> **Problem requirements**: Output every line of the material exactly, omitting images.

> **Listing**:
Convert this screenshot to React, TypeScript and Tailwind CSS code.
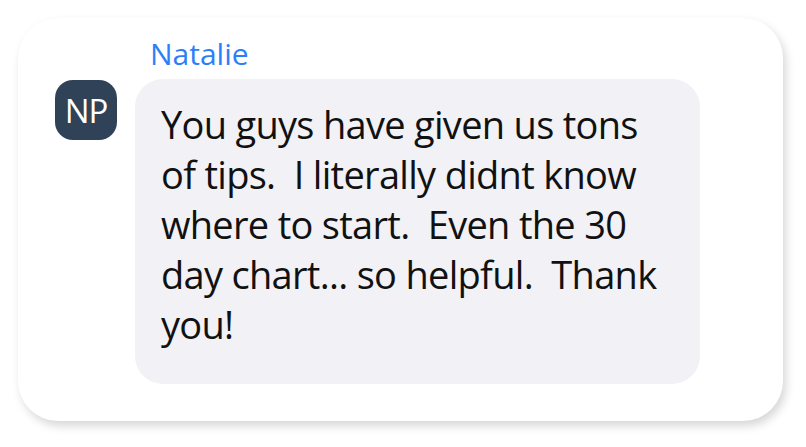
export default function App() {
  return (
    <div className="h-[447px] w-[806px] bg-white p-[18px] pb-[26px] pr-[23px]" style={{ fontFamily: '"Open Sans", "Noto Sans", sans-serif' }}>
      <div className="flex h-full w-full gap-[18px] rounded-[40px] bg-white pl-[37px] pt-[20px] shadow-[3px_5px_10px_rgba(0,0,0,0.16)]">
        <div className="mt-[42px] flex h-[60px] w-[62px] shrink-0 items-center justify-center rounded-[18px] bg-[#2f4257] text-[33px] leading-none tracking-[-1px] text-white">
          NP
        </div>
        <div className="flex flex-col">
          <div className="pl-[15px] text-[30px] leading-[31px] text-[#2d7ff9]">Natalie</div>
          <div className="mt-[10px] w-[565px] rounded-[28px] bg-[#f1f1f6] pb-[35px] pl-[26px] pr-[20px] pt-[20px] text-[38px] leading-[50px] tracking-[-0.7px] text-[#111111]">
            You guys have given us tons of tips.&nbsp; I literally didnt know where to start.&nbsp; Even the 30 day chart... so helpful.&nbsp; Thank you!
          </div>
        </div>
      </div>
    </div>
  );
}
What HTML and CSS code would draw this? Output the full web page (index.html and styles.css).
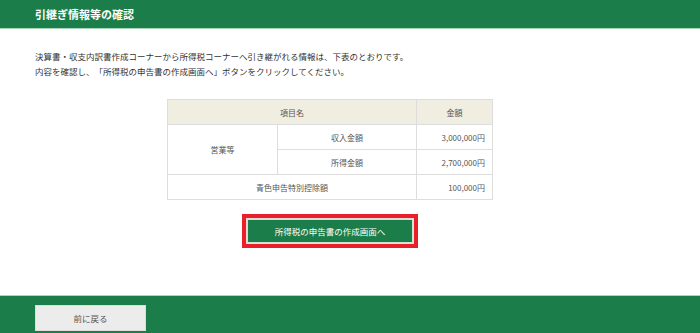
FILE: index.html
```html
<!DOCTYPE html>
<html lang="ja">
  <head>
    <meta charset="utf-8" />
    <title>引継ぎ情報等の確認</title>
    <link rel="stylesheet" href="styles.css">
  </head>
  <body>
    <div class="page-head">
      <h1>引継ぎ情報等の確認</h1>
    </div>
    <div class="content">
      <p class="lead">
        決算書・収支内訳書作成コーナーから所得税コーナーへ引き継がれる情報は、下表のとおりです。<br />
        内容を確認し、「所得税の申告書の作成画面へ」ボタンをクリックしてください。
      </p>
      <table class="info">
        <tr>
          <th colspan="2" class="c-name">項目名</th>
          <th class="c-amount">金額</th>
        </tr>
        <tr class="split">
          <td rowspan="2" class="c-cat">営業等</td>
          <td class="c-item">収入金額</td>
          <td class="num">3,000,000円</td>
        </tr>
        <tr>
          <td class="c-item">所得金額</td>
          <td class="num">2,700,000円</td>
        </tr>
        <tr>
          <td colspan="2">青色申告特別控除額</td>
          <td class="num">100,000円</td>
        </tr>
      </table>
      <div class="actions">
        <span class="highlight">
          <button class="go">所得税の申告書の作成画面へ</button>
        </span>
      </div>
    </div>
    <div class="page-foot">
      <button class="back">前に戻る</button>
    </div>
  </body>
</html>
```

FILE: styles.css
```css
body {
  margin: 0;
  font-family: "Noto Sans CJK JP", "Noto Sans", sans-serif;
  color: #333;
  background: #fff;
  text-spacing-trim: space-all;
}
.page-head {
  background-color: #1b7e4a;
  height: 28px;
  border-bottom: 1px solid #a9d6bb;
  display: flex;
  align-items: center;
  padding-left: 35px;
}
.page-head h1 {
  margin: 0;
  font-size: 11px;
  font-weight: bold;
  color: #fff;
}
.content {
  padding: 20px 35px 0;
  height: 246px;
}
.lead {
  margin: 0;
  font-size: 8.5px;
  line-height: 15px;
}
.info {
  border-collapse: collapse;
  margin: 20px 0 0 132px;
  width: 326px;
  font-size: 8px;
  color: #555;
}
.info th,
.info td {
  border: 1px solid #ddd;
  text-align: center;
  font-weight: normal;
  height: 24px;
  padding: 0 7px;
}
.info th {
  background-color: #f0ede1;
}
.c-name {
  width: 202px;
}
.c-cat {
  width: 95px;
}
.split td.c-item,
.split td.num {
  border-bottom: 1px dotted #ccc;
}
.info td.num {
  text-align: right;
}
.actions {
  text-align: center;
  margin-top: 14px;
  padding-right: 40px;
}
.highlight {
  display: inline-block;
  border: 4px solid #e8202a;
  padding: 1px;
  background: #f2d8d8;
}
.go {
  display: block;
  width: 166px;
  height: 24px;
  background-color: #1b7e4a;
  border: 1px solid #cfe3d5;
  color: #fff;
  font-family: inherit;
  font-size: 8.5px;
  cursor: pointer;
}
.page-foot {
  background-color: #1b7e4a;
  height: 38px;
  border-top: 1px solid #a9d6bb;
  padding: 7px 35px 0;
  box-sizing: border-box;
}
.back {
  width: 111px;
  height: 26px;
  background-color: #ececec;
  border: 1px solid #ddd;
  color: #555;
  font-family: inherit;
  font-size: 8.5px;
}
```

> **Solution**:
Convert this screenshot to React, TypeScript and Tailwind CSS code.
export default function App() {
  return (
    <div className="h-[447px] w-[806px] bg-white p-[18px] pb-[26px] pr-[23px]" style={{ fontFamily: '"Open Sans", "Noto Sans", sans-serif' }}>
      <div className="flex h-full w-full gap-[18px] rounded-[40px] bg-white pl-[37px] pt-[20px] shadow-[3px_5px_10px_rgba(0,0,0,0.16)]">
        <div className="mt-[42px] flex h-[60px] w-[62px] shrink-0 items-center justify-center rounded-[18px] bg-[#2f4257] text-[33px] leading-none tracking-[-1px] text-white">
          NP
        </div>
        <div className="flex flex-col">
          <div className="pl-[15px] text-[30px] leading-[31px] text-[#2d7ff9]">Natalie</div>
          <div className="mt-[10px] w-[565px] rounded-[28px] bg-[#f1f1f6] pb-[35px] pl-[26px] pr-[20px] pt-[20px] text-[38px] leading-[50px] tracking-[-0.7px] text-[#111111]">
            You guys have given us tons of tips.&nbsp; I literally didnt know where to start.&nbsp; Even the 30 day chart... so helpful.&nbsp; Thank you!
          </div>
        </div>
      </div>
    </div>
  );
}
What HTML and CSS code would draw this? Output the full web page (index.html and styles.css).
FILE: index.html
```html
<!DOCTYPE html>
<html lang="ja">
  <head>
    <meta charset="utf-8" />
    <title>引継ぎ情報等の確認</title>
    <link rel="stylesheet" href="styles.css">
  </head>
  <body>
    <div class="page-head">
      <h1>引継ぎ情報等の確認</h1>
    </div>
    <div class="content">
      <p class="lead">
        決算書・収支内訳書作成コーナーから所得税コーナーへ引き継がれる情報は、下表のとおりです。<br />
        内容を確認し、「所得税の申告書の作成画面へ」ボタンをクリックしてください。
      </p>
      <table class="info">
        <tr>
          <th colspan="2" class="c-name">項目名</th>
          <th class="c-amount">金額</th>
        </tr>
        <tr class="split">
          <td rowspan="2" class="c-cat">営業等</td>
          <td class="c-item">収入金額</td>
          <td class="num">3,000,000円</td>
        </tr>
        <tr>
          <td class="c-item">所得金額</td>
          <td class="num">2,700,000円</td>
        </tr>
        <tr>
          <td colspan="2">青色申告特別控除額</td>
          <td class="num">100,000円</td>
        </tr>
      </table>
      <div class="actions">
        <span class="highlight">
          <button class="go">所得税の申告書の作成画面へ</button>
        </span>
      </div>
    </div>
    <div class="page-foot">
      <button class="back">前に戻る</button>
    </div>
  </body>
</html>
```

FILE: styles.css
```css
body {
  margin: 0;
  font-family: "Noto Sans CJK JP", "Noto Sans", sans-serif;
  color: #333;
  background: #fff;
  text-spacing-trim: space-all;
}
.page-head {
  background-color: #1b7e4a;
  height: 28px;
  border-bottom: 1px solid #a9d6bb;
  display: flex;
  align-items: center;
  padding-left: 35px;
}
.page-head h1 {
  margin: 0;
  font-size: 11px;
  font-weight: bold;
  color: #fff;
}
.content {
  padding: 20px 35px 0;
  height: 246px;
}
.lead {
  margin: 0;
  font-size: 8.5px;
  line-height: 15px;
}
.info {
  border-collapse: collapse;
  margin: 20px 0 0 132px;
  width: 326px;
  font-size: 8px;
  color: #555;
}
.info th,
.info td {
  border: 1px solid #ddd;
  text-align: center;
  font-weight: normal;
  height: 24px;
  padding: 0 7px;
}
.info th {
  background-color: #f0ede1;
}
.c-name {
  width: 202px;
}
.c-cat {
  width: 95px;
}
.split td.c-item,
.split td.num {
  border-bottom: 1px dotted #ccc;
}
.info td.num {
  text-align: right;
}
.actions {
  text-align: center;
  margin-top: 14px;
  padding-right: 40px;
}
.highlight {
  display: inline-block;
  border: 4px solid #e8202a;
  padding: 1px;
  background: #f2d8d8;
}
.go {
  display: block;
  width: 166px;
  height: 24px;
  background-color: #1b7e4a;
  border: 1px solid #cfe3d5;
  color: #fff;
  font-family: inherit;
  font-size: 8.5px;
  cursor: pointer;
}
.page-foot {
  background-color: #1b7e4a;
  height: 38px;
  border-top: 1px solid #a9d6bb;
  padding: 7px 35px 0;
  box-sizing: border-box;
}
.back {
  width: 111px;
  height: 26px;
  background-color: #ececec;
  border: 1px solid #ddd;
  color: #555;
  font-family: inherit;
  font-size: 8.5px;
}
```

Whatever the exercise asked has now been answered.